INFORMATION SUPPLIED:
:::::
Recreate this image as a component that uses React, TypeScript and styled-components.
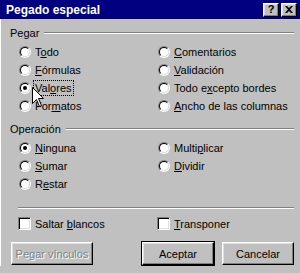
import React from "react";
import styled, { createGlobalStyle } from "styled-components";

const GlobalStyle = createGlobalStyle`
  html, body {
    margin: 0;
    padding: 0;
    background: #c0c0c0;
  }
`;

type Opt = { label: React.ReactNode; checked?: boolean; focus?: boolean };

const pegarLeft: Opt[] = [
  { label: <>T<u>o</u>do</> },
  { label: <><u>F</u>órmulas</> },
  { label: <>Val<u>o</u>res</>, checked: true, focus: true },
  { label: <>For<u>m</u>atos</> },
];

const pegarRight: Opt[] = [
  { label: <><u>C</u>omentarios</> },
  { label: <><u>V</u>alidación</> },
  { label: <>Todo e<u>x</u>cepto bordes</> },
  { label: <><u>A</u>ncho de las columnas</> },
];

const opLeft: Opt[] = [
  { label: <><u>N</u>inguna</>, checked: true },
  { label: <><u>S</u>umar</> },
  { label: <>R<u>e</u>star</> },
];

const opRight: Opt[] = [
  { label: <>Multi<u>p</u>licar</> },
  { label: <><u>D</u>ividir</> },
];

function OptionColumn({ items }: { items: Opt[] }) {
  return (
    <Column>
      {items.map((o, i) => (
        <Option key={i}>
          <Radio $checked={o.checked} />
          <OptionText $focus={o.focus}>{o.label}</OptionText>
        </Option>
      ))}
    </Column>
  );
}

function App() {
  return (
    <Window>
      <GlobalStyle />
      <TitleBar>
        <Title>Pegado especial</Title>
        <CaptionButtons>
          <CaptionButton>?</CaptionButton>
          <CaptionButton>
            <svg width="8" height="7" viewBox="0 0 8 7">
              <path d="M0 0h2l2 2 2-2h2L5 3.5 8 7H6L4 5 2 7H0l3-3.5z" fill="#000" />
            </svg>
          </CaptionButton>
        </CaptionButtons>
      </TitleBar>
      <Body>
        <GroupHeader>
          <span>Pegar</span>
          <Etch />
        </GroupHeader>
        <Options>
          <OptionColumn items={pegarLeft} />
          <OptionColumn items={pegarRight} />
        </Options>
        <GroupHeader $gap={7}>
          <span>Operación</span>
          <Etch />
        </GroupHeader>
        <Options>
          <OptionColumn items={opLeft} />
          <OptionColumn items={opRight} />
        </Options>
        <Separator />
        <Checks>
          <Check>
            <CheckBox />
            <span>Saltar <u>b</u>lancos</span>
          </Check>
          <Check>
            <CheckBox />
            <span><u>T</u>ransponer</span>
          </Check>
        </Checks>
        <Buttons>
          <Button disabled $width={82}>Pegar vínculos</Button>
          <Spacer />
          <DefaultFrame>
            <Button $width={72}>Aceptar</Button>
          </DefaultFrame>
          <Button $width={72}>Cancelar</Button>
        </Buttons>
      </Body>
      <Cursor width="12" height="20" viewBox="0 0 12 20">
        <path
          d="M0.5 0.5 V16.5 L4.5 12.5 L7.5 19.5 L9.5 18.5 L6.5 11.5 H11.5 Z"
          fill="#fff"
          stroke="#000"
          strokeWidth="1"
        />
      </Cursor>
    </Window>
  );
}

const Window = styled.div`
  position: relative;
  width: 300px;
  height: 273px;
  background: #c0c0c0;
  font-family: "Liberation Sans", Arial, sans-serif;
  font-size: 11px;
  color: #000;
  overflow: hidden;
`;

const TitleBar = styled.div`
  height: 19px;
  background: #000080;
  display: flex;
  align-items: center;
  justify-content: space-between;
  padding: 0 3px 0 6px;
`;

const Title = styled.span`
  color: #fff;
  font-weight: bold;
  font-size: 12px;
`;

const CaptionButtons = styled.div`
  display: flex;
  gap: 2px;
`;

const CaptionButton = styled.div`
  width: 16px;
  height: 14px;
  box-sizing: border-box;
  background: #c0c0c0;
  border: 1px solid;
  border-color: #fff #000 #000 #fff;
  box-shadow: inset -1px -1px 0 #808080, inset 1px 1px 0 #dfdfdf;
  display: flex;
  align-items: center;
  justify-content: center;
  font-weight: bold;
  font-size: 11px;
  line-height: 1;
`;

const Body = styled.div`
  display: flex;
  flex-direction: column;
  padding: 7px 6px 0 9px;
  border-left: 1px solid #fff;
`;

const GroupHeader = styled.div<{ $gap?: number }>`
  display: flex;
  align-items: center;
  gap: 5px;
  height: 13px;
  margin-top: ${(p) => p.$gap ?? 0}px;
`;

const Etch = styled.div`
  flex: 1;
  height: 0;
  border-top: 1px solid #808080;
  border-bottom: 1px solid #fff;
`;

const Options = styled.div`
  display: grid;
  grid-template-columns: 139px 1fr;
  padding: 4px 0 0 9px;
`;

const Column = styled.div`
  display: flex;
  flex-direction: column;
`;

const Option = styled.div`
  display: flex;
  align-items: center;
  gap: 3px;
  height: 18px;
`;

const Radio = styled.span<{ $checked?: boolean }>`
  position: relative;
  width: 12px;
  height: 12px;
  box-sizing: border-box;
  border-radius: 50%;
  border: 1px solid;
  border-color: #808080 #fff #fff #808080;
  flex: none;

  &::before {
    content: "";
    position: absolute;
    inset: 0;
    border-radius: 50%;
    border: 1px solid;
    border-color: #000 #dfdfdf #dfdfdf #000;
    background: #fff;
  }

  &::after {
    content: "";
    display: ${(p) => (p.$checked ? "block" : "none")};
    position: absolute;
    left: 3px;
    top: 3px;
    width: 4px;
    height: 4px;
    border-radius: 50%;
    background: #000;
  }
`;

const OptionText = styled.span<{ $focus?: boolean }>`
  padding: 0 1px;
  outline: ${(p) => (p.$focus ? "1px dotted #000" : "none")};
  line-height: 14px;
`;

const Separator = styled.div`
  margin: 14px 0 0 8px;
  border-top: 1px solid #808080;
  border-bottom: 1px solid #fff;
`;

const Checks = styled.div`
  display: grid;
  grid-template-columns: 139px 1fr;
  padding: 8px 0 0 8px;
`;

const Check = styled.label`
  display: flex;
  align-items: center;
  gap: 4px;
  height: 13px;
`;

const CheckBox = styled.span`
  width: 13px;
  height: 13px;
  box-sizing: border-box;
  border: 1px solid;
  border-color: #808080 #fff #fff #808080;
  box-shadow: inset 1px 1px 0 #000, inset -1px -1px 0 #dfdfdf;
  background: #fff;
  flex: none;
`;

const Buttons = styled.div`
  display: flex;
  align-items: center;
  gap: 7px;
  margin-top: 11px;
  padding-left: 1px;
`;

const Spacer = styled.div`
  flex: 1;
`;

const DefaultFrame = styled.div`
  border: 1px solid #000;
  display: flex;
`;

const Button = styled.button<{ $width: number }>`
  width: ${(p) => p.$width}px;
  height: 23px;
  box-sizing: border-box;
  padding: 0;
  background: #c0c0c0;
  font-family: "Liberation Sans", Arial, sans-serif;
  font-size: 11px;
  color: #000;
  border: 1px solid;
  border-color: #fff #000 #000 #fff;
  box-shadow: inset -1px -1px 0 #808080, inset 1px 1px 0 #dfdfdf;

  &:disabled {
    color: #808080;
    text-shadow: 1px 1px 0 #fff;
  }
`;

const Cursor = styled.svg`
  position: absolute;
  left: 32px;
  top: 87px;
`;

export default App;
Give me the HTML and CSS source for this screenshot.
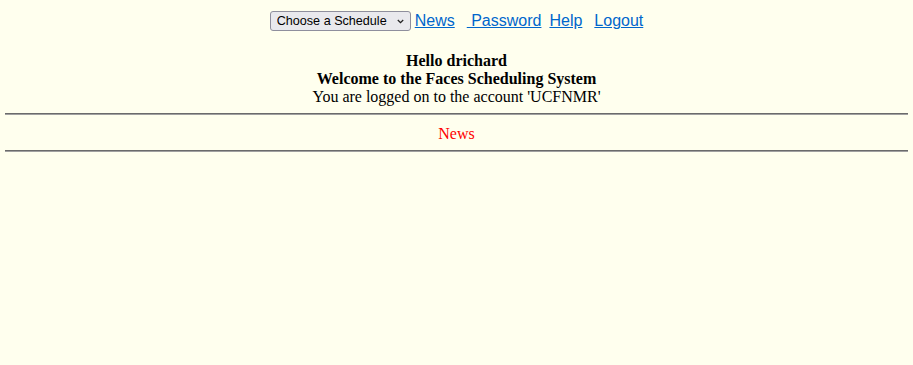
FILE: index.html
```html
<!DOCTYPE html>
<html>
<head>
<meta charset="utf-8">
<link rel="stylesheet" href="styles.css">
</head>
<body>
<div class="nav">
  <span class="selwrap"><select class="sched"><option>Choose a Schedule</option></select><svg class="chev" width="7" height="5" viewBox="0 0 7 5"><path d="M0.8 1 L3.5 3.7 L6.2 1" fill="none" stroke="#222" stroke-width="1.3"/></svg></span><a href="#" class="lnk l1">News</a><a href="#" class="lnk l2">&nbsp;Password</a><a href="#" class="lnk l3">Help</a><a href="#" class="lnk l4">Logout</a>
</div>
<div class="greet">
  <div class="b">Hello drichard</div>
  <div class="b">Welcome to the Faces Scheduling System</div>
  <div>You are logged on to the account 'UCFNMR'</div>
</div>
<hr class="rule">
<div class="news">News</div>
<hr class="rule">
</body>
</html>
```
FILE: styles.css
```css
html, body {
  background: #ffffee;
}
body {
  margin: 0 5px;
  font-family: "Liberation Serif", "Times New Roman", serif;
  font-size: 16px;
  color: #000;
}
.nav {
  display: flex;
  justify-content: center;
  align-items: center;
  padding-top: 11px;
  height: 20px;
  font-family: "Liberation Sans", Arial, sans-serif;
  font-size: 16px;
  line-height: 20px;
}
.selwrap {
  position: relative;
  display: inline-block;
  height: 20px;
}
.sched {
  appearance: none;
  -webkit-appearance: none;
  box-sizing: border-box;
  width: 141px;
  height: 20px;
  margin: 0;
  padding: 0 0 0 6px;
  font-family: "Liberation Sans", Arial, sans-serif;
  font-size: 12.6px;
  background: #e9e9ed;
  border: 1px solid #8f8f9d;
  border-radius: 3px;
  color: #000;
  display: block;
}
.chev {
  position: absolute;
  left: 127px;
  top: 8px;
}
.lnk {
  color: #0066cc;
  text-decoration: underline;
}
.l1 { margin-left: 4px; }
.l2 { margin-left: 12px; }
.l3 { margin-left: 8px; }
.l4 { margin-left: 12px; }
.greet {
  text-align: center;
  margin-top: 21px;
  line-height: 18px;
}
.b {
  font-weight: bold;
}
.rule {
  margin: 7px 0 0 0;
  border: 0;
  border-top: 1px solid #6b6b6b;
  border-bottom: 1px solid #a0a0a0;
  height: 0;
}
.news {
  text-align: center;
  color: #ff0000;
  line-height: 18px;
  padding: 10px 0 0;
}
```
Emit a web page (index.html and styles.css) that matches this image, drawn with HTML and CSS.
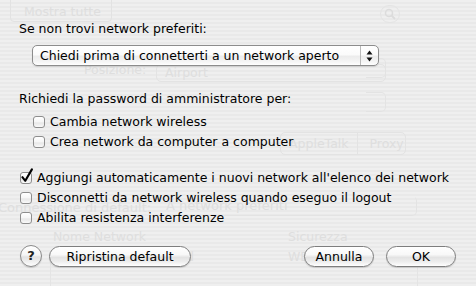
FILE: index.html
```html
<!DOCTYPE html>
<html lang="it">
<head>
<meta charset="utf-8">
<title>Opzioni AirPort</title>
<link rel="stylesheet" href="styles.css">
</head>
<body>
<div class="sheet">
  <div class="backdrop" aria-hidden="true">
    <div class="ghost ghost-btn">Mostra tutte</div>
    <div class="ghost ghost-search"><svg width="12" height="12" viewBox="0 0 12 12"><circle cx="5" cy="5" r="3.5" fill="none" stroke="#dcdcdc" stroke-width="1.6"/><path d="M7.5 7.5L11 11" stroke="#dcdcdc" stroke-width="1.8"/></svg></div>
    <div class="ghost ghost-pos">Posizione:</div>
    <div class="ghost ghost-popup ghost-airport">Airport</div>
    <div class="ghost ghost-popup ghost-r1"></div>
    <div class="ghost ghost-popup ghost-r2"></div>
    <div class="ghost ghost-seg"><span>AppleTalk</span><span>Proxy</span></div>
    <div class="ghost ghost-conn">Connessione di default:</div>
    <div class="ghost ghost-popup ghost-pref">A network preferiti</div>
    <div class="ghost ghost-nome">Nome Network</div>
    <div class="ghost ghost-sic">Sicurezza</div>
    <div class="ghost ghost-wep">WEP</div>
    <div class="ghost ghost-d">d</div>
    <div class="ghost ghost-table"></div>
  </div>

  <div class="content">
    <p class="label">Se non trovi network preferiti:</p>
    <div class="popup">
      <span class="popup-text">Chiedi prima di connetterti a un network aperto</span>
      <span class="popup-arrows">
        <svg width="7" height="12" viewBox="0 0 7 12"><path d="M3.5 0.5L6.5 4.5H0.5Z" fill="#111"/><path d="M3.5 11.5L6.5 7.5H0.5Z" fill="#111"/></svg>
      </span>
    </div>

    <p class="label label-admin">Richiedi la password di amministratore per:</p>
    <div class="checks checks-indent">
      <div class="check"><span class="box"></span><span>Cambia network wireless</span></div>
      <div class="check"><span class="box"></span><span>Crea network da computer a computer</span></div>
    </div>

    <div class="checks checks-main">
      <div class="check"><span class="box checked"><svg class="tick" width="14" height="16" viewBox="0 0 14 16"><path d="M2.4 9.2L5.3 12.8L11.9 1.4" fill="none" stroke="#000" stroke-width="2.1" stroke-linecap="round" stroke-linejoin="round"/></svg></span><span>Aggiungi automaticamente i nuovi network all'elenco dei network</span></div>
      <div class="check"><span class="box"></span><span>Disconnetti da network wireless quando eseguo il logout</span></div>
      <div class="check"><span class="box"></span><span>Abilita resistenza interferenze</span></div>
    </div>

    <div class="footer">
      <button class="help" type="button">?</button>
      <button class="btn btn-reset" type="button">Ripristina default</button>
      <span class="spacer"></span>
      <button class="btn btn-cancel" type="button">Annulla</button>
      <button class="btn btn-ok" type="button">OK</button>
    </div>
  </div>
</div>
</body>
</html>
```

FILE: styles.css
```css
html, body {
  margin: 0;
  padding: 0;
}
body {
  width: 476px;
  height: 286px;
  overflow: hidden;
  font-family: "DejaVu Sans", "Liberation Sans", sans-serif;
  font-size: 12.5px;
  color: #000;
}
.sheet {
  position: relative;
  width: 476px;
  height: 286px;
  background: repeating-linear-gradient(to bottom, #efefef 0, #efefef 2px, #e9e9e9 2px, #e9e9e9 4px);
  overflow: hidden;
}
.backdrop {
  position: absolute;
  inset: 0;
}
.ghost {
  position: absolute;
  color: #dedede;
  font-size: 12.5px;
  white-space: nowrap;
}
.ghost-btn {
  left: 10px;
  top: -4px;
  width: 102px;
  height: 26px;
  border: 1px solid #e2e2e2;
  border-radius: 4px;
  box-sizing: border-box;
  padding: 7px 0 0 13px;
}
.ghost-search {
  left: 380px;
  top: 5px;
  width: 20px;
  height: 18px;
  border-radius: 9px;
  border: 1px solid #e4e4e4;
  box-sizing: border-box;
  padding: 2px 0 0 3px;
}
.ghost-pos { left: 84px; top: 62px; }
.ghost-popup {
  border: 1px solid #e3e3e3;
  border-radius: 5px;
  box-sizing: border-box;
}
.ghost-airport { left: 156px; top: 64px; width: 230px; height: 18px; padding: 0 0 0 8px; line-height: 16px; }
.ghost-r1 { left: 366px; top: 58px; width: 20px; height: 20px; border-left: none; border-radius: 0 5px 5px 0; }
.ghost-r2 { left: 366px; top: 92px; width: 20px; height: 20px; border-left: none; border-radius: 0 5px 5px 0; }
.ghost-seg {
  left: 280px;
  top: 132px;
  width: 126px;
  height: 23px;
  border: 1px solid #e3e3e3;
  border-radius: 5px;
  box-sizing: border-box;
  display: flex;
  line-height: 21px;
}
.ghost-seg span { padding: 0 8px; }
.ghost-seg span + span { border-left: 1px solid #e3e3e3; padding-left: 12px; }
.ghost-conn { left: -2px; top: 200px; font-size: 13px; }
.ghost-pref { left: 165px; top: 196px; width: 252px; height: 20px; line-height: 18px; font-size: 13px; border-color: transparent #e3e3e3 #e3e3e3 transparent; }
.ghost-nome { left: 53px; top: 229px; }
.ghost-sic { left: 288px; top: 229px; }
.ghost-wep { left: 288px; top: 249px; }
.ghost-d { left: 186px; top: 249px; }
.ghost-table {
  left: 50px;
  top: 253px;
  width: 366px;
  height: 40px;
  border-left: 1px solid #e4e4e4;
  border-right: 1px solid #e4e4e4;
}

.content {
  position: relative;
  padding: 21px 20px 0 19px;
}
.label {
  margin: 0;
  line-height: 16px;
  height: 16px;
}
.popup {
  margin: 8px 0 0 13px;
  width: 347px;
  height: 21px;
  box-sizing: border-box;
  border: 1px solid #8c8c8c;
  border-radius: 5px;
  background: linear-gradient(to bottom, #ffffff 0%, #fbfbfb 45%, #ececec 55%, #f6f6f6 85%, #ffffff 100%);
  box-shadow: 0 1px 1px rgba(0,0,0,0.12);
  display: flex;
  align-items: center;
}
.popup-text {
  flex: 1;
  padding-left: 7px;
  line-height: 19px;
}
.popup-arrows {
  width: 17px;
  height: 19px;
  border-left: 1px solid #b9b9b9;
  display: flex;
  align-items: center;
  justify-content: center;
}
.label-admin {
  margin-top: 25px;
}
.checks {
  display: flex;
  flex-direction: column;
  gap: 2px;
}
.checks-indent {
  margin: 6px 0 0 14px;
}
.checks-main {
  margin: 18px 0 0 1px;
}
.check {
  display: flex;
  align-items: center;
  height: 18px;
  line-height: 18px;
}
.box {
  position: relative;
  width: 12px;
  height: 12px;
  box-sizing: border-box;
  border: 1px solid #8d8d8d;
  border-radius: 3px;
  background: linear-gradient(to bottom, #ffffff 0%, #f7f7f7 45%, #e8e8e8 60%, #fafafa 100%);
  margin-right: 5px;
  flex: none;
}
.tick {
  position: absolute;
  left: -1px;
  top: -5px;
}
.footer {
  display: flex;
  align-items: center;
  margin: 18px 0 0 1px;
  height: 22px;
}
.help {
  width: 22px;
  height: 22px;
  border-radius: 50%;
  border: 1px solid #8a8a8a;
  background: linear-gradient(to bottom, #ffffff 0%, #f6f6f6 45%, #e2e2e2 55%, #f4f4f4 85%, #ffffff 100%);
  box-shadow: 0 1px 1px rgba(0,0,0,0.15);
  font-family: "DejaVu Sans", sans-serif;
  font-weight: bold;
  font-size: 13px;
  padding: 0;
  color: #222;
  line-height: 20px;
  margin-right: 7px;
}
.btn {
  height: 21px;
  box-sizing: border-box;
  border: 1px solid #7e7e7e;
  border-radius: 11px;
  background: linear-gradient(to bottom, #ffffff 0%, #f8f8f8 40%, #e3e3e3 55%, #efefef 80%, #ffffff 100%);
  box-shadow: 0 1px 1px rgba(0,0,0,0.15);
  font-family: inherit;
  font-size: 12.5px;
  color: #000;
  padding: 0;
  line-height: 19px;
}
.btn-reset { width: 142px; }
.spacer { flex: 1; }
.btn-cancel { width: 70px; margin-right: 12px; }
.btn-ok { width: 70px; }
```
:::::
WHAT TO PRODUCE: Quote only what lies between the first line of the records and the line containing "React.ReactNode; checked?: boolean;", please, including both lines and excluding images.

EXERCISE RESULT:
Recreate this image as a component that uses React, TypeScript and styled-components.
import React from "react";
import styled, { createGlobalStyle } from "styled-components";

const GlobalStyle = createGlobalStyle`
  html, body {
    margin: 0;
    padding: 0;
    background: #c0c0c0;
  }
`;

type Opt = { label: React.ReactNode; checked?: boolean; focus?: boolean };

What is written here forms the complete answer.